Jenny Nelson is Professor of Physics in the Blackett Laboratory and Head of the Climate change mitigation team at the Grantham Institute - Climate Change and Environment at Imperial College London.

==Education==
Nelson was educated at the University of Cambridge and the University of Bristol where she obtained her PhD in 1988 for research on the optics of fractal clusters supervised by Michael Berry.

== Research and career ==
Nelson's research is devoted to characterising the materials used to build and improve photovoltaic devices, which convert energy from the Sun into electricity. She applies a range of tools that include physical models, simulation and experiments to optimise the performance of such devices through their composite materials.

Over the last twenty-five years, Nelson has worked with many types of energy converting materials, ranging from molecular materials to inorganic materials such as nanocrystalline oxides, and organic–inorganic hybrids. She uses information describing the electronic, optical and structural properties of these materials to inform the design of her devices, an approach that has garnered strong interest from industry.

Since 2010, Nelson has also been studying the potential of photovoltaic technologies to reduce the amount of carbon dioxide that is emitted during the generation of electricity, lessening the impact on climate change. She is the author of a popular textbook, The Physics of Solar Cells.

Nelson's research has focused on the development of detailed physical descriptions of novel nanostructured or disordered (organic electronic) materials, the quantitative validation of model results against experimental data, and above all, the application of physical science to address the challenges in energy supply, in particular, in the area of photovoltaic energy conversion. Her work on the functional understanding of organic photovoltaic materials and devices has been her focus since 2000.
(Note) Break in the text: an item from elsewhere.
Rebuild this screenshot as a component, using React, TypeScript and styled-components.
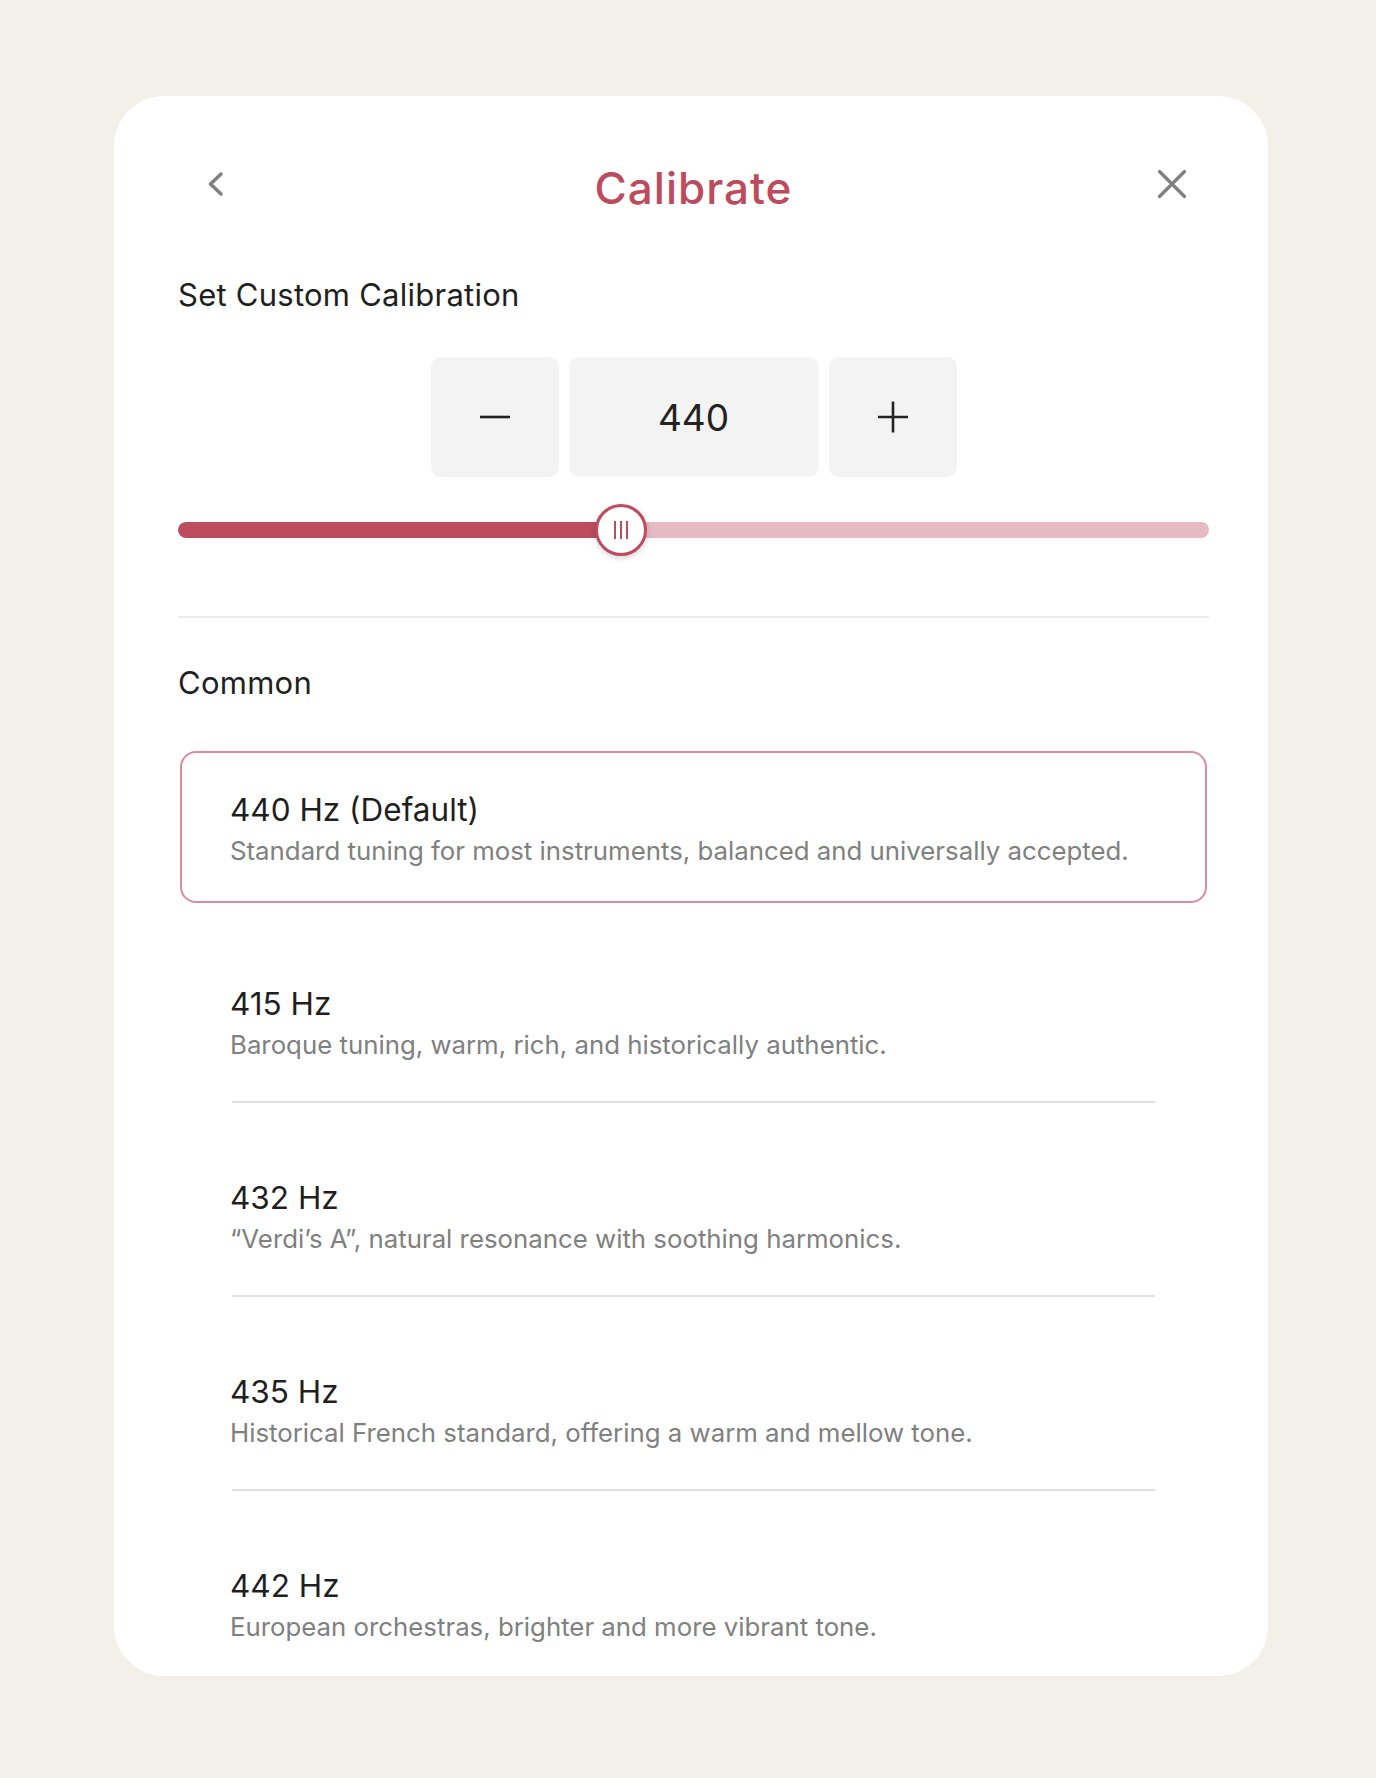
import React from "react";
import styled, { createGlobalStyle } from "styled-components";

const GlobalStyle = createGlobalStyle`
  html, body {
    margin: 0;
    padding: 0;
    background: #f3f0e9;
  }
  body {
    font-family: Inter, "Noto Sans", "Liberation Sans", sans-serif;
    -webkit-font-smoothing: antialiased;
  }
  * { box-sizing: border-box; }
`;

const Page = styled.div`
  min-height: 1778px;
  padding: 96px 0 102px 114px;
  background: #f3f0e9;
`;

const Card = styled.section`
  width: 1154px;
  height: 1580px;
  overflow: hidden;
  background: #ffffff;
  border-radius: 50px;
  padding: 64px 59px 0 64px;
  display: flex;
  flex-direction: column;

  & > * {
    flex-shrink: 0;
  }
`;

const Header = styled.header`
  display: flex;
  align-items: flex-start;
  justify-content: space-between;
  padding: 0 13px;
`;

const IconButton = styled.button`
  width: 48px;
  height: 48px;
  padding: 0;
  border: none;
  background: transparent;
  display: flex;
  align-items: center;
  justify-content: center;
  color: #7f7f7f;
  cursor: pointer;
`;

const Title = styled.h1`
  margin: 6px 0 0;
  font-size: 44px;
  line-height: 1;
  font-weight: 500;
  color: #bd4b5e;
  letter-spacing: 1px;
`;

const SectionHeading = styled.h2<{ $gap: number }>`
  margin: ${(p) => p.$gap}px 0 0;
  font-size: 31px;
  line-height: 1;
  font-weight: 400;
  letter-spacing: 0.25px;
  color: #1f1f1f;
`;

const Stepper = styled.div`
  margin-top: 47px;
  display: flex;
  justify-content: center;
  gap: 10px;
`;

const StepButton = styled.button`
  width: 128px;
  height: 120px;
  border: none;
  border-radius: 10px;
  background: #f3f3f3;
  display: flex;
  align-items: center;
  justify-content: center;
  color: #222222;
  padding: 0;
  cursor: pointer;
`;

const ValueBox = styled.div`
  width: 250px;
  height: 120px;
  border-radius: 10px;
  border: 1px solid #f8f8f8;
  background: #f3f3f3;
  display: flex;
  align-items: center;
  justify-content: center;
  font-size: 37px;
  line-height: 1;
  color: #222222;
`;

const SliderWrap = styled.div`
  position: relative;
  margin-top: 27px;
  height: 52px;
  display: flex;
  align-items: center;
`;

const Track = styled.div`
  position: relative;
  width: 100%;
  height: 16px;
  border-radius: 8px;
  background: #e6bac3;
  overflow: hidden;
`;

const Fill = styled.div`
  height: 100%;
  background: #bd4c5f;
  border-radius: 8px 0 0 8px;
`;

const Thumb = styled.div`
  position: absolute;
  top: 0;
  width: 52px;
  height: 52px;
  margin-left: -26px;
  border-radius: 50%;
  background: #ffffff;
  border: 3px solid #bd4c5f;
  box-shadow: 0 2px 6px rgba(0, 0, 0, 0.18);
  display: flex;
  align-items: center;
  justify-content: center;
  gap: 4px;
`;

const Grip = styled.span`
  width: 2px;
  height: 18px;
  background: #bd4c5f;
`;

const Divider = styled.hr`
  margin: 60px 0 0;
  border: none;
  height: 2px;
  background: #ececec;
`;

const OptionList = styled.ul`
  list-style: none;
  margin: 53px 2px 0;
  padding: 0;
  display: flex;
  flex-direction: column;
`;

const OptionItem = styled.li`
  display: flex;
  flex-direction: column;
`;

const OptionCard = styled.button<{ $selected: boolean }>`
  width: 100%;
  height: 152px;
  text-align: left;
  background: #ffffff;
  border: 2px solid ${(p) => (p.$selected ? "#dc8c9b" : "transparent")};
  border-radius: 16px;
  padding: 41px 48px 37px;
  font-family: inherit;
  cursor: pointer;
  display: flex;
  flex-direction: column;
`;

const OptionTitle = styled.span`
  font-size: 31.5px;
  line-height: 1;
  font-weight: 400;
  color: #1f1f1f;
`;

const OptionDesc = styled.span`
  margin-top: 12px;
  font-size: 25.8px;
  line-height: 1;
  color: #808080;
`;

const Separator = styled.div<{ $hidden: boolean }>`
  margin: 4px 52px 36px;
  height: 2px;
  background: ${(p) => (p.$hidden ? "transparent" : "#e0e0e0")};
`;

const options = [
  {
    title: "440 Hz (Default)",
    desc: "Standard tuning for most instruments, balanced and universally accepted.",
  },
  { title: "415 Hz", desc: "Baroque tuning, warm, rich, and historically authentic." },
  { title: "432 Hz", desc: "\u201CVerdi\u2019s A\u201D, natural resonance with soothing harmonics." },
  { title: "435 Hz", desc: "Historical French standard, offering a warm and mellow tone." },
  { title: "442 Hz", desc: "European orchestras, brighter and more vibrant tone." },
];

export default function App() {
  const selected = 0;
  const ratio = 0.43;
  return (
    <>
      <GlobalStyle />
      <Page>
        <Card>
          <Header>
            <IconButton aria-label="Back">
              <svg width="48" height="48" viewBox="0 0 48 48" fill="none">
                <path
                  d="M30 14 L19.5 24 L30 34"
                  stroke="currentColor"
                  strokeWidth="3.5"
                  strokeLinecap="round"
                  strokeLinejoin="round"
                />
              </svg>
            </IconButton>
            <Title>Calibrate</Title>
            <IconButton aria-label="Close">
              <svg width="48" height="48" viewBox="0 0 48 48" fill="none">
                <path
                  d="M11.5 11.5 L36.5 36.5 M36.5 11.5 L11.5 36.5"
                  stroke="currentColor"
                  strokeWidth="3.2"
                  strokeLinecap="round"
                />
              </svg>
            </IconButton>
          </Header>

          <SectionHeading $gap={69}>Set Custom Calibration</SectionHeading>

          <Stepper>
            <StepButton aria-label="Decrease">
              <svg width="32" height="32" viewBox="0 0 32 32" fill="none">
                <path d="M1 16 H31" stroke="currentColor" strokeWidth="2.6" />
              </svg>
            </StepButton>
            <ValueBox>440</ValueBox>
            <StepButton aria-label="Increase">
              <svg width="32" height="32" viewBox="0 0 32 32" fill="none">
                <path d="M1 16 H31 M16 0.5 V31.5" stroke="currentColor" strokeWidth="2.6" />
              </svg>
            </StepButton>
          </Stepper>

          <SliderWrap>
            <Track>
              <Fill style={{ width: `${ratio * 100}%` }} />
            </Track>
            <Thumb style={{ left: `${ratio * 100}%` }}>
              <Grip />
              <Grip />
              <Grip />
            </Thumb>
          </SliderWrap>

          <Divider />

          <SectionHeading $gap={49}>Common</SectionHeading>

          <OptionList>
            {options.map((o, i) => (
              <OptionItem key={o.title}>
                <OptionCard $selected={i === selected}>
                  <OptionTitle>{o.title}</OptionTitle>
                  <OptionDesc>{o.desc}</OptionDesc>
                </OptionCard>
                <Separator $hidden={i === selected || i === options.length - 1} />
              </OptionItem>
            ))}
          </OptionList>
        </Card>
      </Page>
    </>
  );
}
Nelson is ranked by the Institute for Scientific Information as one of the top 100 materials scientists in the world on the basis of the impact (citations per paper) of her journal papers published between 2000 and 2010.

In 2013 Nelson joined Welsh Government's Sêr Cymru programme, a £50 million initiative to enhance solar research capability in Wales. Alongside her chair at Imperial, Nelson is Sêr Cymru Joint Chair and Professor of Physics at SPECIFIC, Swansea University. SPECIFIC is located at the Innovation and Knowledge Centre at Baglan Energy Park, and the initiative is widely celebrated as a beacon for progress in Welsh science.

===Awards and honours===
Nelson was elected a Fellow of the Royal Society (FRS) in 2014. Her nomination reads:

Nelson has also been awarded a Greenpeace Research Fellowship 1989–1992 and 1996–1997, an Engineering and Physical Sciences Research Council (EPSRC) Advanced Research Fellowship 1997–2003, Institute of Physics James Joule Medal and Prize in 2009, Armourers and Brasiers' Company Prize (2012), and an Industry Fellowship from the Royal Society, 2010 – 2013. In 2016 Nelson won the Institute of Physics Faraday Medal and Prize, for "pioneering advances in the science of nanostructured and molecular semiconductor materials". In 2017 she won the Imperial College Union Student Choice Award for Best Supervision, with students nominating her for her outstanding commitment to their scientific careers: "I came to Jenny at a time when my faith in myself and the scientific process was at all time low. She believed in me when I didn't".